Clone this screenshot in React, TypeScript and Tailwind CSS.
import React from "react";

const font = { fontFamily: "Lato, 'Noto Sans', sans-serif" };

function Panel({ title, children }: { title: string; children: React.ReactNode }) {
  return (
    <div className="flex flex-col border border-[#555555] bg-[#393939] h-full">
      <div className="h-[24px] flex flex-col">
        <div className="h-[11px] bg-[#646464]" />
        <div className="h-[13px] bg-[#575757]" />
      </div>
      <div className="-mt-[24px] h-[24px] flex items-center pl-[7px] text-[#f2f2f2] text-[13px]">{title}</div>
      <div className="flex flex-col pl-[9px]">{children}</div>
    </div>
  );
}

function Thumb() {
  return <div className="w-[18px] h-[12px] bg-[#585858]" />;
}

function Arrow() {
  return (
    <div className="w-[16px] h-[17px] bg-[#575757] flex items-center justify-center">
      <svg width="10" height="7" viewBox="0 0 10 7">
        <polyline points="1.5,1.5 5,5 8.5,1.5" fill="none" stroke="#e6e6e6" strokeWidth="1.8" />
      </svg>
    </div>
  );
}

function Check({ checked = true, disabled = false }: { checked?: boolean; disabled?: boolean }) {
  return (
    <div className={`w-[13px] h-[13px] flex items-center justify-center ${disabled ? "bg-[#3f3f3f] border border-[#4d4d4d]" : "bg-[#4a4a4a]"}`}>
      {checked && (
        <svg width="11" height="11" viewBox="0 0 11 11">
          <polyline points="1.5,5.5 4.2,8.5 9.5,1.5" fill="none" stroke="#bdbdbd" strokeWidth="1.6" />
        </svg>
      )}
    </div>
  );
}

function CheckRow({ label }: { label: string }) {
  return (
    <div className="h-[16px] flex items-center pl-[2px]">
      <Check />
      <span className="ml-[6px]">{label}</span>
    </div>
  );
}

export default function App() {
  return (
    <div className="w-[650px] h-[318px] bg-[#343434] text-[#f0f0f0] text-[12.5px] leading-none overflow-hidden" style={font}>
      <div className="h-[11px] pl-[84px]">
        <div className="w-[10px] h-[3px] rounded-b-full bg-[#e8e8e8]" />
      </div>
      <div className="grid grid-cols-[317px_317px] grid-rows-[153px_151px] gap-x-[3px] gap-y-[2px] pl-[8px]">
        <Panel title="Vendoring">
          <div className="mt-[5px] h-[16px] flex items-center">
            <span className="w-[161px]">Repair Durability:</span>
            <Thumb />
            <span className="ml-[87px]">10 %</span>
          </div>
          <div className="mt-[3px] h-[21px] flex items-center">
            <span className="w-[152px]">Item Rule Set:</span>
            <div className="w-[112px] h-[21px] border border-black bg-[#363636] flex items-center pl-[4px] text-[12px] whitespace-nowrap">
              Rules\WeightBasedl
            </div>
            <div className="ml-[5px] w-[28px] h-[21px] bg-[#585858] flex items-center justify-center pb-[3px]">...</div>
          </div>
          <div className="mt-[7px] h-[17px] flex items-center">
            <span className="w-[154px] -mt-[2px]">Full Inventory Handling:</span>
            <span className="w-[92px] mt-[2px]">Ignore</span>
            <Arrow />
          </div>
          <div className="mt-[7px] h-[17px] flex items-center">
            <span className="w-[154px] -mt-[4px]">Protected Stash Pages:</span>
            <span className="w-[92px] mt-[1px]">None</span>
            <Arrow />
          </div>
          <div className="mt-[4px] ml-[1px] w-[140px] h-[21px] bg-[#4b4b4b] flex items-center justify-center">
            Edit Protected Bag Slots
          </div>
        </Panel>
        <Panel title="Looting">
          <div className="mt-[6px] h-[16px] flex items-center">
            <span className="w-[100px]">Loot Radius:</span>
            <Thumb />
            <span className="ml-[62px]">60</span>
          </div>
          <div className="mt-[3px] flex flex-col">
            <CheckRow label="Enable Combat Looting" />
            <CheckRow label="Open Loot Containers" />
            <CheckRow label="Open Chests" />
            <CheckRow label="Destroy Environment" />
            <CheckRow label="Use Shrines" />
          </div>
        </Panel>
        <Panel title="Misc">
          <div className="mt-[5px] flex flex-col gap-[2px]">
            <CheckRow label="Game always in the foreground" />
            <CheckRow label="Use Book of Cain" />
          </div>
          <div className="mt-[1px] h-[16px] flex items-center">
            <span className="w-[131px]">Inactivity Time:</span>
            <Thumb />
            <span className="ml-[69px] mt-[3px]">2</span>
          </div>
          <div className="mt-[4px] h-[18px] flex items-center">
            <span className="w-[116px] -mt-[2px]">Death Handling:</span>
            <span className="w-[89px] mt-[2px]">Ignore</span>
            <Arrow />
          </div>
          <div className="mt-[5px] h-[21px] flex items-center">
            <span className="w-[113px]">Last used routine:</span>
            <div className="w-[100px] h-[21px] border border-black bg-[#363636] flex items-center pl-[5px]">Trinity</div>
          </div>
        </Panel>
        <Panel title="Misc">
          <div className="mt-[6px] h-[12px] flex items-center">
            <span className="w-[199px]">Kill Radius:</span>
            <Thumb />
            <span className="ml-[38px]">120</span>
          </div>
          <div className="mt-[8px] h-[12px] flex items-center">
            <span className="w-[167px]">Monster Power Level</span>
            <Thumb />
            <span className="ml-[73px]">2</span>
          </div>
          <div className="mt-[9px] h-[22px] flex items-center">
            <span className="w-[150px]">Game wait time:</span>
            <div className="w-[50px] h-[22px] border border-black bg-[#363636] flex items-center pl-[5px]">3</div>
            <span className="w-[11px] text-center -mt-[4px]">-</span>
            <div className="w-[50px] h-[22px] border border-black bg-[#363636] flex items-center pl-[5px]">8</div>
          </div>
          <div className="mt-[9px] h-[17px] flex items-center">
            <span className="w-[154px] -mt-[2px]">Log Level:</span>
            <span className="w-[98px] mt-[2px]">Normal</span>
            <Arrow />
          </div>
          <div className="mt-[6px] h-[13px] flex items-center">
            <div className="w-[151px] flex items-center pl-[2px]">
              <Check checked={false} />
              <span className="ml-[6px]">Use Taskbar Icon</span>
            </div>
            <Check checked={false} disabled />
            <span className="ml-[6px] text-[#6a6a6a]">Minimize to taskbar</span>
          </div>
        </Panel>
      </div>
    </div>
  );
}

----

**WRITTEN REQUEST**
Report only the number of lines in the listing that contain the word "React".

**RESPONSE FOR THIS EXERCISE**
3